Thursday, July 13, 2006

"I just can't do it anymore," Jessica just said to me.

It's so disheartening. I thought it was meant to be a major part of our life together. But alas, she says she doesn't want to do it anymore. She's tired of blogging.

Truth be told, I can understand it. It's been a couple weeks since either of us blogged, and it's understandable why. We've been really stinking busy actually doing wedding stuff instead of talking about it.

We picked out stuff for the baskets we'll give our wedding party.

We designed and sent out invitations for the wedding party for our rehearsal dinner.

We designed our programs and double-checked a number of things.

We've continued to manage the RSVP list. (If you're one of the 60-some remaining, what are you waiting for? Better seats?)

We've shopped for bridesmaids shoes. (Well, "we" might be a bit extreme on that one.)

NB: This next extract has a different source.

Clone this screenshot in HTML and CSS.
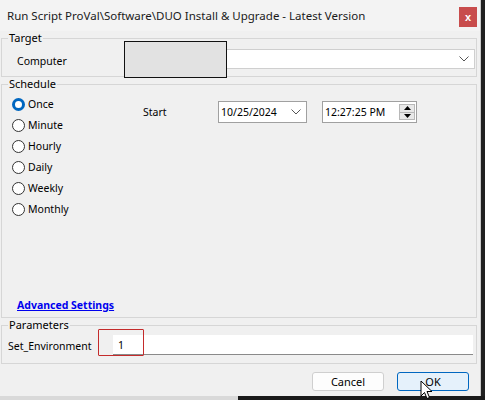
FILE: index.html
```html
<!DOCTYPE html>
<html>
<head>
<meta charset="utf-8">
<link rel="stylesheet" href="styles.css">
</head>
<body>
<div class="screen">
  <div class="window">
    <div class="titlebar">
      <span class="title">Run Script ProVal\Software\DUO Install &amp; Upgrade - Latest Version</span>
      <span class="close">x</span>
    </div>

    <fieldset class="group target">
      <legend>Target</legend>
      <div class="row target-row">
        <span class="label computer">Computer</span>
        <div class="combo">
          <svg class="chev" width="10" height="6" viewBox="0 0 10 6"><path d="M0.5 0.5 L5 5 L9.5 0.5" fill="none" stroke="#555" stroke-width="1"/></svg>
        </div>
      </div>
      <div class="redact"></div>
    </fieldset>

    <fieldset class="group schedule">
      <legend>Schedule</legend>
      <div class="sched-inner">
        <div class="sched-body">
          <div class="radios">
            <label class="radio"><span class="dot on"></span>Once</label>
            <label class="radio"><span class="dot"></span>Minute</label>
            <label class="radio"><span class="dot"></span>Hourly</label>
            <label class="radio"><span class="dot"></span>Daily</label>
            <label class="radio"><span class="dot"></span>Weekly</label>
            <label class="radio"><span class="dot"></span>Monthly</label>
          </div>
          <span class="start">Start</span>
          <div class="date">
            <span>10/25/2024</span>
            <svg class="chev2" width="10" height="6" viewBox="0 0 10 6"><path d="M0.5 0.5 L5 5 L9.5 0.5" fill="none" stroke="#555" stroke-width="1"/></svg>
          </div>
          <div class="time">
            <span>12:27:25 PM</span>
            <div class="spin">
              <div class="spin-half"><svg width="7" height="4" viewBox="0 0 7 4"><path d="M0 4 L3.5 0 L7 4 Z" fill="#000"/></svg></div>
              <div class="spin-half"><svg width="7" height="4" viewBox="0 0 7 4"><path d="M0 0 L3.5 4 L7 0 Z" fill="#000"/></svg></div>
            </div>
          </div>
        </div>
        <a class="advanced" href="#">Advanced Settings</a>
      </div>
    </fieldset>

    <fieldset class="group params">
      <legend>Parameters</legend>
      <div class="row param-row">
        <span class="label">Set_Environment</span>
        <div class="param-input"><span class="val">1</span></div>
        <div class="highlight"></div>
      </div>
    </fieldset>

    <div class="buttons">
      <button class="btn">Cancel</button>
      <button class="btn ok">OK</button>
      <svg class="cursor" width="14" height="20" viewBox="0 0 14 20"><path d="M1 1 L1 16 L4.5 12.5 L7 18.5 L9.5 17.5 L7 11.5 L12 11.5 Z" fill="#fff" stroke="#000" stroke-width="1" stroke-linejoin="round"/></svg>
    </div>
  </div>
  <div class="bottom-strip"><div class="bs-light"></div><div class="bs-dark"></div></div>
</div>
</body>
</html>
```

FILE: styles.css
```css
* { box-sizing: border-box; }
html, body { margin: 0; padding: 0; }
body {
  background: #202020;
  font-family: "Noto Sans", "Open Sans", sans-serif;
  font-size: 10.5px;
  color: #000;
  width: 485px;
  height: 400px;
  overflow: hidden;
}
.screen { width: 485px; height: 400px; display: flex; flex-direction: column; }
.window {
  width: 481px;
  height: 396px;
  background: #f0f0f0;
  display: flex;
  flex-direction: column;
  position: relative;
  border-right: 1px solid #c8c8c8;
}
.bottom-strip { display: flex; height: 4px; }
.bs-light { width: 238px; background: #d9d9d9; }
.bs-dark { flex: 1; background: #1a1a1a; }

.titlebar {
  height: 31px;
  flex-shrink: 0;
  display: flex;
  align-items: center;
  padding-left: 7px;
  background: #f3f3f3;
}
.title { font-size: 11.5px; color: #1a1a1a; }
.close {
  margin-left: auto;
  margin-right: 3px;
  width: 18px;
  height: 20px;
  margin-top: 2px;
  background: #c84c4c;
  color: #fff;
  font-weight: bold;
  font-size: 11px;
  display: flex;
  align-items: center;
  justify-content: center;
  font-family: "Liberation Sans", sans-serif;
}

.group {
  margin: 0 3px 0 1px;
  padding: 0;
  border: 1px solid #d6d6d6;
  min-width: 0;
  position: relative;
  flex-shrink: 0;
}
.group legend {
  padding: 0 1px;
  margin-left: 6px;
  font-size: 11px;
  line-height: 14px;
}
.target { height: 46px; }
.target-row {
  display: flex;
  align-items: center;
  padding: 4px 1px 0 15px;
}
.computer { width: 208px; flex-shrink: 0; padding-top: 4px; }
.combo {
  flex: 1;
  height: 20px;
  background: #fff;
  border: 1px solid #cfcfcf;
  display: flex;
  align-items: center;
  justify-content: flex-end;
  padding-right: 5px;
}
.redact {
  position: absolute;
  left: 122px;
  top: -4px;
  width: 103px;
  height: 37px;
  border: 1px solid #111;
  background: #e2e2e2;
}

.schedule {
  margin-top: 0;
  height: 241px;
}
.sched-inner {
  height: 226px;
  display: flex;
  flex-direction: column;
}
.sched-body {
  display: flex;
  align-items: flex-start;
  padding: 5px 0 0 10px;
}
.radios { display: flex; flex-direction: column; gap: 5px; width: 131px; flex-shrink: 0; }
.radio { display: flex; align-items: center; height: 16px; }
.dot {
  width: 13px;
  height: 13px;
  border-radius: 50%;
  border: 1px solid #333;
  background: #fff;
  margin-right: 3px;
  flex-shrink: 0;
}
.dot.on {
  border: 3.5px solid #0067c0;
  background: #fff;
}
.start { margin-top: 9px; width: 75px; flex-shrink: 0; }
.date {
  margin-top: 5px;
  width: 89px;
  height: 22px;
  background: #fff;
  border: 1px solid #a0a0a0;
  display: flex;
  align-items: center;
  padding-left: 2px;
  padding-right: 5px;
  justify-content: space-between;
  flex-shrink: 0;
}
.time {
  margin-top: 5px;
  margin-left: 15px;
  width: 95px;
  height: 22px;
  background: #fff;
  border: 1px solid #a0a0a0;
  display: flex;
  align-items: center;
  padding-left: 2px;
  padding-right: 1px;
  justify-content: space-between;
  flex-shrink: 0;
}
.spin {
  width: 16px;
  height: 16px;
  display: flex;
  flex-direction: column;
  border: 1px solid #b8b8b8;
  background: #e8e8e8;
}
.spin-half {
  flex: 1;
  display: flex;
  align-items: center;
  justify-content: center;
}
.spin-half + .spin-half { border-top: 1px solid #b8b8b8; }
.advanced {
  margin-top: auto;
  margin-left: 15px;
  margin-bottom: 5px;
  color: #0000ee;
  font-weight: bold;
  text-decoration: underline;
  font-size: 10.5px;
  align-self: flex-start;
}

.params {
  margin-top: 0;
  height: 46px;
}
.param-row {
  display: flex;
  align-items: center;
  padding: 3px 3px 0 6px;
  position: relative;
}
.param-row .label { width: 105px; flex-shrink: 0; padding-top: 2px; }
.param-input {
  flex: 1;
  height: 20px;
  background: #fff;
  border-bottom: 1px solid #8a8a8a;
  display: flex;
  align-items: center;
  padding-left: 5px;
}
.highlight {
  position: absolute;
  left: 96px;
  top: -3px;
  width: 46px;
  height: 27px;
  border: 1px solid #c42b2b;
  border-radius: 1px;
}

.buttons {
  display: flex;
  justify-content: flex-end;
  gap: 13px;
  padding: 8px 11px 0 0;
  position: relative;
}
.btn {
  width: 72px;
  height: 19px;
  border: 1px solid #cfcfcf;
  border-radius: 3px;
  background: #fdfdfd;
  font-family: "Noto Sans", "Open Sans", sans-serif;
  font-size: 11px;
  padding: 0;
  color: #000;
}
.btn.ok {
  border: 1px solid #0067c0;
  background: #e5f1fb;
}
.cursor {
  position: absolute;
  left: 420px;
  top: 16px;
}
```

Now we're preparing for the ol' send-off from singledom, the bachelor and bachelorette party. (We're both preparing for massive hangovers, mine on Saturday and hers on Sunday.)

And we've made lists. Lots and lots of lists. My personal favorite was the list of lists we had to make. (Jessica's confession as she reads that: "We did do that.")

So here's the general update: We still love each other. And if you can still love one another after plotting out a wedding, well, you can make it through anything.

I know I'm looking forward to seeing folks on the 29th, particularly that beautiful gal walking down the aisle.

Tuesday, July 11, 2006

Music mayhem!

Don't let two anal retentive, organized people even think about planning the music for any kind of gathering.

What you'll end up with is a list of 10 hours' worth of music deemed "appropriate" for a wedding and a DJ who has no flexibility whatsoever.

We spent last night finish up our wedding playlist. I felt something like Andy Travis from WKRP in Cincinnati, trying to put together the perfect mix of music for my friends and family.

Most of all, though, we went heavy on meaningful lyrics, especially on slow songs. Jessica and I share a fondness for finding the perfect song that says the perfect thing.

That spells trouble for the poor DJ, who has very little flexibility to do much of anything. But I'm sure he'll make the most of it, and probably take some cheap shots at us for telling him when and where he can play anything.

And yes, it's true, there is a FORBIDDEN SONG LIST. Don't challenge him on it. There will be no Hokey Pokey, Chicken Dance or Electric Slide. Similarly, Gloria Estefan and Celine Dion won't be a part of the party.

If you'd really like to dance to these wedding standards, contact David as soon as possible and he'll give you instructions on how you can pay the caterer and get the party you want on the 29th.